Wednesday, October 19, 2011

Three Films Make A Post: A Blood Chilling-Gut Spilling Challenge To The Death

The Strange And Deadly Occurrence (1974): Totally solid mid-70s TV thriller by totally solid TV (and otherwise) director John Llewellyn Moxey. Lawyer Robert Stack (still using his Eliot Ness voice like in the old days), Vera Miles and her teenage daughter move into their dream home in the country. Strange (and later deadly) things occur that suggest the family's house may be haunted. Or is human interference behind everything?

Despite using one of my least favourite tropes in all of cinema as if it were an Old Dark House movie made in the late 30s, Moxey's film is still pretty entertaining, if not particularly exciting. You can see how it could have been much more effective if it hadn't gone all Scooby Doo on its audience, for the seemingly supernatural moments are clearly playing to Moxey's strength the most, but it's a nice enough way to waste 70 minutes of one's life.

I, Desire aka Desire, the Vampire (1982): Ironically, this later attempt at being all-out supernatural by Moxey is less successful than the older movie.

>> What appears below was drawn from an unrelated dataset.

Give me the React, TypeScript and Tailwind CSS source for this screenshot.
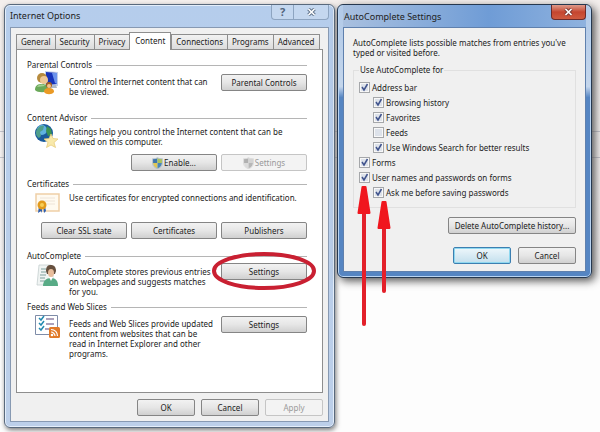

A female vampire working as a hooker and as a nurse (and how's that for mixed signals and/or fetishism?) collides with overly nosy law student and morgue attendant David Naughton. It might be the fact that the script is often rather clumsy and obvious where it seems to think that it's clever and subtle, or that Moxey makes more than one directorial decision that hints at self sabotage (wildcat noises for the vampire? Really?), or that the whole affair just drags a bit too much; in any case, while it's certainly not a horrible effort, the film is nothing to write home about in its inoffensive TV movie way.

The film does, however, contain a bit of choice scenery chewing by good old Brad Dourif, so Dourif completists (I know you're out there) will need to have a look anyhow.

The Attic Expeditions (2001): I can see why and how this film has gained a certain amount of cult traction over the years, what with it playing like a homemade horror film version of David Lynch adapting Philip K. Dick with eternal fan favourites like Jeffrey Combs, Ted Raimi and Wendy Robie in the cast. Unfortunately, the whole affair never really gels for me and seems to assume that being weird for weirdness' sake while pretending to be clever and profound is enough to make me overlook less than elegant direction, an atrocious lead performance by Andras Jones, and the fact that the film really isn't as clever and profound as it would like to be. Of course, even in its state of not being very good at all, The Attic Expeditions is at least trying to be different and clever instead of - say - going the ultra-generic gore route, which makes it difficult to be all that annoyed about it.